FGSM+PGD provides a balanced and strong defense.
CW attacks require dedicated training for effective defense.
This study empirically demonstrates the effectiveness of adversarial training for enhancing the robustness of Vision Transformers (ViTs) against multiple types of attacks.
Key conclusions are:
ViT models are highly vulnerable to adversarial attacks without robust training, even if they maintain high clean accuracy.
Multi-adversarial training, particularly FGSM + PGD, achieves the best balance between clean accuracy and robustness against gradient-based attacks.
CW attacks are especially challenging, requiring dedicated training or specialized defense strategies to maintain performance.
The results provide practical insights for real-world AI systems, where security and reliability are crucial, such as in:
Autonomous driving
Medical image diagnosis
Industrial inspection and surveillance
Significance for the Field:
This work highlights that adversarial training remains one of the most practical and effective defense strategies.
The findings can guide the design of secure and reliable ViT-based image classification systems.
By showing the performance gap between different attacks and defenses, the study also motivates future research into hybrid or ensemble defense techniques.
From my perspective as the researcher:
Real-World Implication
The study confirms that clean accuracy alone is not sufficient for deploying AI in safety-critical environments.
Robustness evaluation should always be part of the development process for ViT-based models.
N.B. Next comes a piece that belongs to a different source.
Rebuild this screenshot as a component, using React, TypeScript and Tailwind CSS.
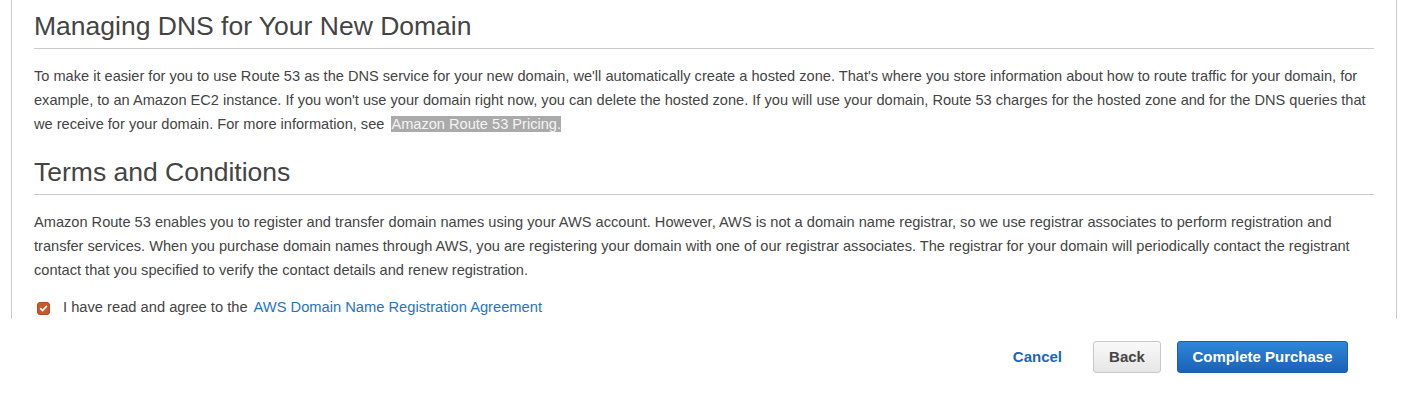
const CheckIcon = () => (
  <span className="inline-flex h-[13px] w-[13px] items-center justify-center rounded-[3px] bg-[#c9582b] border border-[#b04a20]">
    <svg width="9" height="9" viewBox="0 0 10 10" fill="none">
      <path d="M1.8 5.2 L4 7.3 L8.3 2.6" stroke="#fff" strokeWidth="1.8" strokeLinecap="round" strokeLinejoin="round" />
    </svg>
  </span>
);

const Section = ({ title, children }: { title: string; children: React.ReactNode }) => (
  <div>
    <h2 className="text-[26.5px] leading-[30px] text-[#444] border-b border-[#cccccc] pb-[7px]">{title}</h2>
    <p className="mt-[15px] text-[14.6px] leading-[24px] text-[#444]">{children}</p>
  </div>
);

export default function App() {
  return (
    <div className="w-[1410px] h-[400px] bg-white" style={{ fontFamily: '"Liberation Sans", Arial, sans-serif' }}>
      <div className="ml-[11px] mr-[13px] border-x border-[#cccccc] px-[22px] pt-[11px]">
        <Section title="Managing DNS for Your New Domain">
          To make it easier for you to use Route 53 as the DNS service for your new domain, we'll automatically create a
          hosted zone. That's where you store information about how to route traffic for your domain, for example, to an
          Amazon EC2 instance. If you won't use your domain right now, you can delete the hosted zone. If you will use your
          domain, Route 53 charges for the hosted zone and for the DNS queries that we receive for your domain. For more
          information, see <span className="ml-[3px] bg-[#aaaaaa] text-[#f4f4f4]">Amazon Route 53 Pricing.</span>
        </Section>
        <div className="mt-[21px]">
          <Section title="Terms and Conditions">
            Amazon Route 53 enables you to register and transfer domain names using your AWS account. However, AWS is not a
            domain name registrar, so we use registrar associates to perform registration and transfer services. When you
            purchase domain names through AWS, you are registering your domain with one of our registrar associates. The
            registrar for your domain will periodically contact the registrant contact that you specified to verify the
            contact details and renew registration.
          </Section>
        </div>
        <div className="mt-[13px] flex h-[24px] items-center pl-[3px] text-[14.7px] text-[#444]">
          <span className="mt-[2px]">
            <CheckIcon />
          </span>
          <span className="ml-[13px]">I have read and agree to the</span>
          <a className="ml-[6px] text-[#1f74c4]">AWS Domain Name Registration Agreement</a>
        </div>
      </div>
      <div className="mt-[22px] flex items-center justify-end pr-[62px]">
        <button className="mr-[31px] text-[15px] font-bold text-[#1a66bd]">Cancel</button>
        <button className="h-[32px] w-[68px] rounded-[3px] border border-[#c8c8c8] bg-gradient-to-b from-[#f9f9f9] to-[#e6e6e6] text-[15px] font-bold text-[#444]">
          Back
        </button>
        <button className="ml-[16px] h-[32px] w-[171px] rounded-[3px] border border-[#1a5fa8] bg-gradient-to-b from-[#2e86d8] to-[#1a62b7] text-[15px] font-bold text-white">
          Complete Purchase
        </button>
      </div>
    </div>
  );
}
FGSM+PGD as a Practical Baseline
This combination provides a strong and relatively training-efficient defense,
making it a good starting point for applications where computational resources are limited.
CW Attack Challenges
CW remains the most difficult attack to defend against,
suggesting that hybrid adversarial training or advanced techniques like defensive distillation may be necessary for production-level robustness.
Future Research Directions
Explore multi-stage training, where simple attacks (FGSM/PGD) are used first,
followed by highly optimized attacks like CW for fine-tuning robustness.
Investigate attention-aware defense strategies, leveraging the unique structure of ViTs.